## Begin

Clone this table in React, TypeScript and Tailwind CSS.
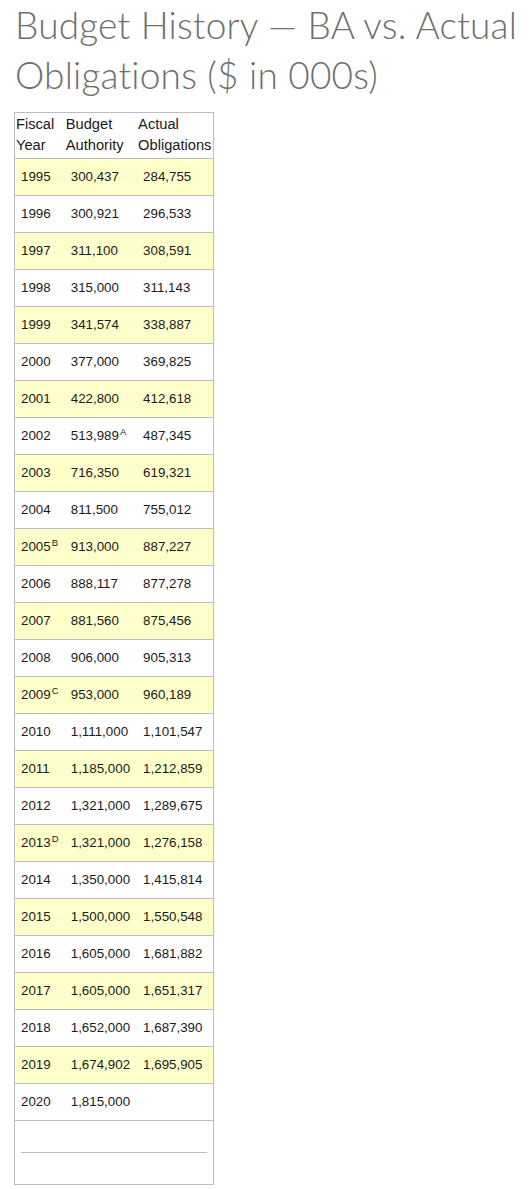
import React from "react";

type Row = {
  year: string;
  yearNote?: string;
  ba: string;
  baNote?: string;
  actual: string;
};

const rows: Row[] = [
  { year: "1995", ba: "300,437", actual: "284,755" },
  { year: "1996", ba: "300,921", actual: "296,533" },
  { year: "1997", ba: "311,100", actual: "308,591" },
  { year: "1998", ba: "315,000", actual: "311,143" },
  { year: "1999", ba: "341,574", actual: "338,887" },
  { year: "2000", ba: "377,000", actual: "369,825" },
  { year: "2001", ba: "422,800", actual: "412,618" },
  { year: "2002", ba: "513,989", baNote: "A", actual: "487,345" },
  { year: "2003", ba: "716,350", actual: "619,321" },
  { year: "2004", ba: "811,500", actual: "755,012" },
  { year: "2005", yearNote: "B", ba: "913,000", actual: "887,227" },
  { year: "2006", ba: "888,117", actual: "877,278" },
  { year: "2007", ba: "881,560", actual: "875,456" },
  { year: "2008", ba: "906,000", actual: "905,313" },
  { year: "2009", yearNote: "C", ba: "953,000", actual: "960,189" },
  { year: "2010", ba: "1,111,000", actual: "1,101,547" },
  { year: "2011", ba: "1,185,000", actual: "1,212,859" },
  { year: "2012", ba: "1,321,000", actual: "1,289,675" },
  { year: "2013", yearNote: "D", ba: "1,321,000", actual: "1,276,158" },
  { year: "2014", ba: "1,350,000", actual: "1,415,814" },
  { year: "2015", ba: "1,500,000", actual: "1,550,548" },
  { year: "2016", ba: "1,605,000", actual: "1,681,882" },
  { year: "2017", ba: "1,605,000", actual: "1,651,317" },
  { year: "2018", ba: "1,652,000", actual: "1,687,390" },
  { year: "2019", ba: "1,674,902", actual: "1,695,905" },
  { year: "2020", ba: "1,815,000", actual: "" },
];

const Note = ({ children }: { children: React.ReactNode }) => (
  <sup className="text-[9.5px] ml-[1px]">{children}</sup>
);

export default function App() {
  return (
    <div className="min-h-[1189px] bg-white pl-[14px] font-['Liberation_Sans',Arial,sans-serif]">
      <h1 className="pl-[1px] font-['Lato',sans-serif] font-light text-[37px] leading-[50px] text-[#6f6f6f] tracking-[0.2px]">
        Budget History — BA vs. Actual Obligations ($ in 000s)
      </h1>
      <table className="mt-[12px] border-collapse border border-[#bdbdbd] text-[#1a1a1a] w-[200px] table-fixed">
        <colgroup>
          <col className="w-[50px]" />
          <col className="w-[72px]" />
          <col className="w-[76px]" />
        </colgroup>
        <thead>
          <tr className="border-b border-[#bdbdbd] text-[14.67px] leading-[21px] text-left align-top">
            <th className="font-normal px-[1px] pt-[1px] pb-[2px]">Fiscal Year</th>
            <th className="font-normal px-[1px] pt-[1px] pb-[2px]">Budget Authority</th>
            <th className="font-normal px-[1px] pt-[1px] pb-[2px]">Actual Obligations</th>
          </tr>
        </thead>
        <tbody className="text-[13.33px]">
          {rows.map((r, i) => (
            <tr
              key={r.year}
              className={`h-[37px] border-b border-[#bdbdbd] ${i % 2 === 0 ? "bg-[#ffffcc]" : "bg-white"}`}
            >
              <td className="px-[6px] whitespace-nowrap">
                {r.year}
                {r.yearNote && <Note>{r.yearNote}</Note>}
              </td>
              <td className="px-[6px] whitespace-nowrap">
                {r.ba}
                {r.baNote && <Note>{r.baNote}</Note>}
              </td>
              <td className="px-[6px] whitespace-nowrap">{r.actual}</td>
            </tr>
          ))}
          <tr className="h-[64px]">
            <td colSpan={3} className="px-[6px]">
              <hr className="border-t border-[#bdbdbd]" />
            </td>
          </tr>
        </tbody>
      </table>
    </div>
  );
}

## End

*What you are asked to do*.
Do not include the images; transcribe the rest of the listing exactly.

*Result of the task*.
Clone this table in React, TypeScript and Tailwind CSS.
import React from "react";

type Row = {
  year: string;
  yearNote?: string;
  ba: string;
  baNote?: string;
  actual: string;
};

const rows: Row[] = [
  { year: "1995", ba: "300,437", actual: "284,755" },
  { year: "1996", ba: "300,921", actual: "296,533" },
  { year: "1997", ba: "311,100", actual: "308,591" },
  { year: "1998", ba: "315,000", actual: "311,143" },
  { year: "1999", ba: "341,574", actual: "338,887" },
  { year: "2000", ba: "377,000", actual: "369,825" },
  { year: "2001", ba: "422,800", actual: "412,618" },
  { year: "2002", ba: "513,989", baNote: "A", actual: "487,345" },
  { year: "2003", ba: "716,350", actual: "619,321" },
  { year: "2004", ba: "811,500", actual: "755,012" },
  { year: "2005", yearNote: "B", ba: "913,000", actual: "887,227" },
  { year: "2006", ba: "888,117", actual: "877,278" },
  { year: "2007", ba: "881,560", actual: "875,456" },
  { year: "2008", ba: "906,000", actual: "905,313" },
  { year: "2009", yearNote: "C", ba: "953,000", actual: "960,189" },
  { year: "2010", ba: "1,111,000", actual: "1,101,547" },
  { year: "2011", ba: "1,185,000", actual: "1,212,859" },
  { year: "2012", ba: "1,321,000", actual: "1,289,675" },
  { year: "2013", yearNote: "D", ba: "1,321,000", actual: "1,276,158" },
  { year: "2014", ba: "1,350,000", actual: "1,415,814" },
  { year: "2015", ba: "1,500,000", actual: "1,550,548" },
  { year: "2016", ba: "1,605,000", actual: "1,681,882" },
  { year: "2017", ba: "1,605,000", actual: "1,651,317" },
  { year: "2018", ba: "1,652,000", actual: "1,687,390" },
  { year: "2019", ba: "1,674,902", actual: "1,695,905" },
  { year: "2020", ba: "1,815,000", actual: "" },
];

const Note = ({ children }: { children: React.ReactNode }) => (
  <sup className="text-[9.5px] ml-[1px]">{children}</sup>
);

export default function App() {
  return (
    <div className="min-h-[1189px] bg-white pl-[14px] font-['Liberation_Sans',Arial,sans-serif]">
      <h1 className="pl-[1px] font-['Lato',sans-serif] font-light text-[37px] leading-[50px] text-[#6f6f6f] tracking-[0.2px]">
        Budget History — BA vs. Actual Obligations ($ in 000s)
      </h1>
      <table className="mt-[12px] border-collapse border border-[#bdbdbd] text-[#1a1a1a] w-[200px] table-fixed">
        <colgroup>
          <col className="w-[50px]" />
          <col className="w-[72px]" />
          <col className="w-[76px]" />
        </colgroup>
        <thead>
          <tr className="border-b border-[#bdbdbd] text-[14.67px] leading-[21px] text-left align-top">
            <th className="font-normal px-[1px] pt-[1px] pb-[2px]">Fiscal Year</th>
            <th className="font-normal px-[1px] pt-[1px] pb-[2px]">Budget Authority</th>
            <th className="font-normal px-[1px] pt-[1px] pb-[2px]">Actual Obligations</th>
          </tr>
        </thead>
        <tbody className="text-[13.33px]">
          {rows.map((r, i) => (
            <tr
              key={r.year}
              className={`h-[37px] border-b border-[#bdbdbd] ${i % 2 === 0 ? "bg-[#ffffcc]" : "bg-white"}`}
            >
              <td className="px-[6px] whitespace-nowrap">
                {r.year}
                {r.yearNote && <Note>{r.yearNote}</Note>}
              </td>
              <td className="px-[6px] whitespace-nowrap">
                {r.ba}
                {r.baNote && <Note>{r.baNote}</Note>}
              </td>
              <td className="px-[6px] whitespace-nowrap">{r.actual}</td>
            </tr>
          ))}
          <tr className="h-[64px]">
            <td colSpan={3} className="px-[6px]">
              <hr className="border-t border-[#bdbdbd]" />
            </td>
          </tr>
        </tbody>
      </table>
    </div>
  );
}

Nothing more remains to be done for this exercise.